- [What you should do] Go through the entries below and pick out every line with "that".

- [Records supplied]
++++++++++++++++++++

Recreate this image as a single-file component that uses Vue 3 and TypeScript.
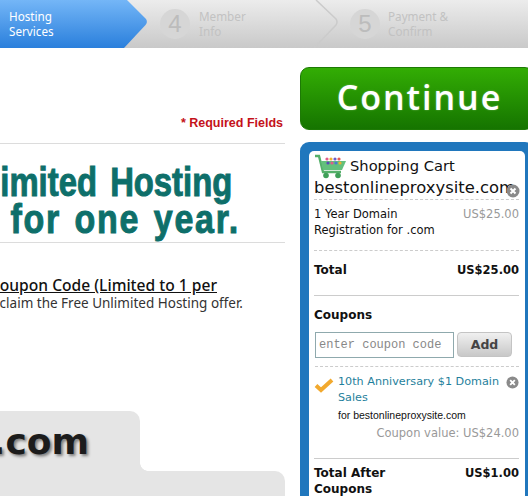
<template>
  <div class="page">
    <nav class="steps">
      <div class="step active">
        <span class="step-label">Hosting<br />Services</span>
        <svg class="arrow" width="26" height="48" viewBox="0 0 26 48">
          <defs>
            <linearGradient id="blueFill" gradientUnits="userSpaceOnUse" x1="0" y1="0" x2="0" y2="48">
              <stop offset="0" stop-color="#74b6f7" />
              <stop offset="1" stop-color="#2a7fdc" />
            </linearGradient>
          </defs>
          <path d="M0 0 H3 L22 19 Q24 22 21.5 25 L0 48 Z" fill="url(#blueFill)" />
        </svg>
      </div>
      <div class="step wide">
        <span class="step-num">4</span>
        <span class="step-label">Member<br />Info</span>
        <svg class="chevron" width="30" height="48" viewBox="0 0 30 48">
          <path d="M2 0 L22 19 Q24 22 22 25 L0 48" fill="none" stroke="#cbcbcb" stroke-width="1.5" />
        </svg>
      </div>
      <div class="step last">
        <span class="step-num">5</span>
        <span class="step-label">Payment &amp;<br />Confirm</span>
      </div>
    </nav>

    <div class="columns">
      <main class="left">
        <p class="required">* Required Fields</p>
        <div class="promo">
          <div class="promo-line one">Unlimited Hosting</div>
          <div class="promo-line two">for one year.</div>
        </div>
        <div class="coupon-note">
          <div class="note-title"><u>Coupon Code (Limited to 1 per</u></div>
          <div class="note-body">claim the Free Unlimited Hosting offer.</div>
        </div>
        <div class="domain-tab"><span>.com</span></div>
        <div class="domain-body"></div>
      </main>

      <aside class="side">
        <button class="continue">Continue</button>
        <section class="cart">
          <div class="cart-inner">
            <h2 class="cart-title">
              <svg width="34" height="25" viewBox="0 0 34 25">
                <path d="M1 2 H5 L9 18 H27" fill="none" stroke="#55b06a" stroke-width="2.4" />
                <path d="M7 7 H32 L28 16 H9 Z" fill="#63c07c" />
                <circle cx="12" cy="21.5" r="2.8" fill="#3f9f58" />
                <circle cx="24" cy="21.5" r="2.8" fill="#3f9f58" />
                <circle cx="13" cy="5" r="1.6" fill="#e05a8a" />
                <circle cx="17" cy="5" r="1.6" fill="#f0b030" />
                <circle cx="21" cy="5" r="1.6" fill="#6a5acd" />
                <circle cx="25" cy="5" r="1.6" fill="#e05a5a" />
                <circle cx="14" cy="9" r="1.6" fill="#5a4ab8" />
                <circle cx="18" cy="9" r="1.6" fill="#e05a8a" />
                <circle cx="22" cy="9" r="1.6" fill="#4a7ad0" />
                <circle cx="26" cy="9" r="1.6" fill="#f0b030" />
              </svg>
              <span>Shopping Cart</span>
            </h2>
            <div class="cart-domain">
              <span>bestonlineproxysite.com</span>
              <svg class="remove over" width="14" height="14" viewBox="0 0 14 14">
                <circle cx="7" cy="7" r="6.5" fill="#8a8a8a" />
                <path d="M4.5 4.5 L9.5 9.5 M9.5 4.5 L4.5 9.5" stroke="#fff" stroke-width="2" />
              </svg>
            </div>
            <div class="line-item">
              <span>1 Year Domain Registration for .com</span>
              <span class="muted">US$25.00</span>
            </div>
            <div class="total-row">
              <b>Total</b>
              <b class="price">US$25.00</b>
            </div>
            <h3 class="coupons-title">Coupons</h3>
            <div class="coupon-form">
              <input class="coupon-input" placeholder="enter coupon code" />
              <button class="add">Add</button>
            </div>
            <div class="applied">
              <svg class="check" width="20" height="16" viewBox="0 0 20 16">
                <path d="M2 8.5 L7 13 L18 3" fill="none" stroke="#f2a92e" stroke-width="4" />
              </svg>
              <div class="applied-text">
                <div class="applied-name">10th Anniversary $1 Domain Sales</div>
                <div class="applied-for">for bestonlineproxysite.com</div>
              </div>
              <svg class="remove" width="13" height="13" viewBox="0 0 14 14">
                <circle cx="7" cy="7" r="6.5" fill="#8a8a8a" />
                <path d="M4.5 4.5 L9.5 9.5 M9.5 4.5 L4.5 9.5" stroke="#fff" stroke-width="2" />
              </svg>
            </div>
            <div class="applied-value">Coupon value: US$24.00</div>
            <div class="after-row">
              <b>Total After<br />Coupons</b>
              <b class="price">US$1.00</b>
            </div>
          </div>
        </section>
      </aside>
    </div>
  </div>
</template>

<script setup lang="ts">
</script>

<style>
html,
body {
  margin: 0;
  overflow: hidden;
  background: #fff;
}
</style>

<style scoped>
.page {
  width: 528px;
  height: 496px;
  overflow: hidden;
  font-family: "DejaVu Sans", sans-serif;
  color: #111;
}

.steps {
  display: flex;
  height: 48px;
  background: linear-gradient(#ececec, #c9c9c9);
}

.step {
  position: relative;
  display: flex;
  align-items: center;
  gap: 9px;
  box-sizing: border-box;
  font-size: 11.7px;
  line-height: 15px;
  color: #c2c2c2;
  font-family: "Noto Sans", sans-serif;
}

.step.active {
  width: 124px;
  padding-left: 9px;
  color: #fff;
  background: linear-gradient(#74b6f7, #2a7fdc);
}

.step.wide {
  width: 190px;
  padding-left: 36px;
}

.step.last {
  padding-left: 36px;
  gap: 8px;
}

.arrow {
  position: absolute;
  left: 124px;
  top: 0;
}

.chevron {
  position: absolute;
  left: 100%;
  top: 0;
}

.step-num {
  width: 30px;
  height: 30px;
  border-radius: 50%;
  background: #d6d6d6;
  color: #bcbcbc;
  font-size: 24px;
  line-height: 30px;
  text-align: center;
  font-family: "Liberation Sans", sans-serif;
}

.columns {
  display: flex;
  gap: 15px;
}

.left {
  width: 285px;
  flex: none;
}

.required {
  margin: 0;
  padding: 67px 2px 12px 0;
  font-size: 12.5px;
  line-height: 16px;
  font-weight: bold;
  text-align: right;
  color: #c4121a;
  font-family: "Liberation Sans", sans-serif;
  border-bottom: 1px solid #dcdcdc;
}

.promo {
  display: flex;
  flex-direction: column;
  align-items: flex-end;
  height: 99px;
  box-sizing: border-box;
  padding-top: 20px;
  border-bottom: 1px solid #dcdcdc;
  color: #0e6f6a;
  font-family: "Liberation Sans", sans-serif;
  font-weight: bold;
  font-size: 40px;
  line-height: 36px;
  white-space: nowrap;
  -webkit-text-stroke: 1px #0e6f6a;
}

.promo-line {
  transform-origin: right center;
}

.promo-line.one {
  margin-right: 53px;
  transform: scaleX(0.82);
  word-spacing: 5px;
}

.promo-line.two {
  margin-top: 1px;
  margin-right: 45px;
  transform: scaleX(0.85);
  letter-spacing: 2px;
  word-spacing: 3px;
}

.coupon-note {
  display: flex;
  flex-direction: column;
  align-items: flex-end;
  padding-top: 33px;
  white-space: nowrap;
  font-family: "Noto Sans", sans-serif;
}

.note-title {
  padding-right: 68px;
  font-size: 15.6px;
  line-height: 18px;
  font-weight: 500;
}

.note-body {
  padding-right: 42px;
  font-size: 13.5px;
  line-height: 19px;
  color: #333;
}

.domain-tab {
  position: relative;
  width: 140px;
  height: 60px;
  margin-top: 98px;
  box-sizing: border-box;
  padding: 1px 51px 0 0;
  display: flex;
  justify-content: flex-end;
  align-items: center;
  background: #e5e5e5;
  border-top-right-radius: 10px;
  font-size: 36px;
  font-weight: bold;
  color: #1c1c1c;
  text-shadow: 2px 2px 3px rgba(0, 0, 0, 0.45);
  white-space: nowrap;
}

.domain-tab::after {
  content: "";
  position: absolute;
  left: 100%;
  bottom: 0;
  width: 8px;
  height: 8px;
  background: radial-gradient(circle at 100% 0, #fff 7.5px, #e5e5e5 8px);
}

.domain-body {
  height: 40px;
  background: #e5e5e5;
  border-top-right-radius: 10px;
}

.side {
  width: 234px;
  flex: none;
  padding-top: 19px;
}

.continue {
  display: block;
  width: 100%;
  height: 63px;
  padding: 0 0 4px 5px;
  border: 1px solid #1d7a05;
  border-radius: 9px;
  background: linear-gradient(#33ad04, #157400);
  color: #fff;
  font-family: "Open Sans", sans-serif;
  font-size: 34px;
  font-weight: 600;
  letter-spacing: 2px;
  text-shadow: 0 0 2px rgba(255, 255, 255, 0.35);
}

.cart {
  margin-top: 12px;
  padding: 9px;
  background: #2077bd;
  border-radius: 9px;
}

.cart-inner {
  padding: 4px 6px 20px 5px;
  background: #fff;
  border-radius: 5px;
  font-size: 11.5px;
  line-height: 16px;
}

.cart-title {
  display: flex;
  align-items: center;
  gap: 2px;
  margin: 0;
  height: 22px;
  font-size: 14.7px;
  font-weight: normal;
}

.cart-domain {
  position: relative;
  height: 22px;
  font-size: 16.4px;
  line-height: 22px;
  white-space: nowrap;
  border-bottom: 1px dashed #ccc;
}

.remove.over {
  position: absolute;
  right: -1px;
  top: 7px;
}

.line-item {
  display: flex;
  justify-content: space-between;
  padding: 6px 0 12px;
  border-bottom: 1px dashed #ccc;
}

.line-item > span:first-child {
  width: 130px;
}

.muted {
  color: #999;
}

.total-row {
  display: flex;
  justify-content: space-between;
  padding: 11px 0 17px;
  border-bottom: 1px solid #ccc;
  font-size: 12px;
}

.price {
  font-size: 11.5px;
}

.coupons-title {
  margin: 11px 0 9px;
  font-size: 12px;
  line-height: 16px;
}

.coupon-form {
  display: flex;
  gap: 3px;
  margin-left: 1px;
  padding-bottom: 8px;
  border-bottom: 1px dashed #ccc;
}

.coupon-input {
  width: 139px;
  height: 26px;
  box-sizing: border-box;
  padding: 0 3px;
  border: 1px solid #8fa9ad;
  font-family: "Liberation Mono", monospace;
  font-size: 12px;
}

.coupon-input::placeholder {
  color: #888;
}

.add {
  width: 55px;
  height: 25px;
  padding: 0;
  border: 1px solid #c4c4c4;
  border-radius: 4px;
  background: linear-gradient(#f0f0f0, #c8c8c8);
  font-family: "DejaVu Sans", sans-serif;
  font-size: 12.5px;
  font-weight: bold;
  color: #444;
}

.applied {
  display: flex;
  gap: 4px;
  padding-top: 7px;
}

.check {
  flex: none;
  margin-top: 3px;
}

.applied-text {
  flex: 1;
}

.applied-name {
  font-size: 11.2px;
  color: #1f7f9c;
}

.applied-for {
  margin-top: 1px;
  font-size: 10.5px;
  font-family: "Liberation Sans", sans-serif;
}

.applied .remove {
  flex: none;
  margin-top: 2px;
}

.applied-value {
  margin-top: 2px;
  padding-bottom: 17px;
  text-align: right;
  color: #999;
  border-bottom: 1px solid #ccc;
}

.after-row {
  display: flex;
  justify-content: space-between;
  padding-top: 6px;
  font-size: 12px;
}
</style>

++++++++++++++++++++

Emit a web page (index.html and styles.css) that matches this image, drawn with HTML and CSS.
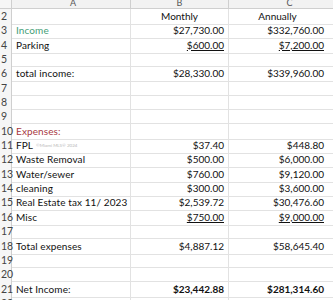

++++++++++++++++++++

- [Response to this task]
Recreate this image as a single-file component that uses Vue 3 and TypeScript.
Emit a web page (index.html and styles.css) that matches this image, drawn with HTML and CSS.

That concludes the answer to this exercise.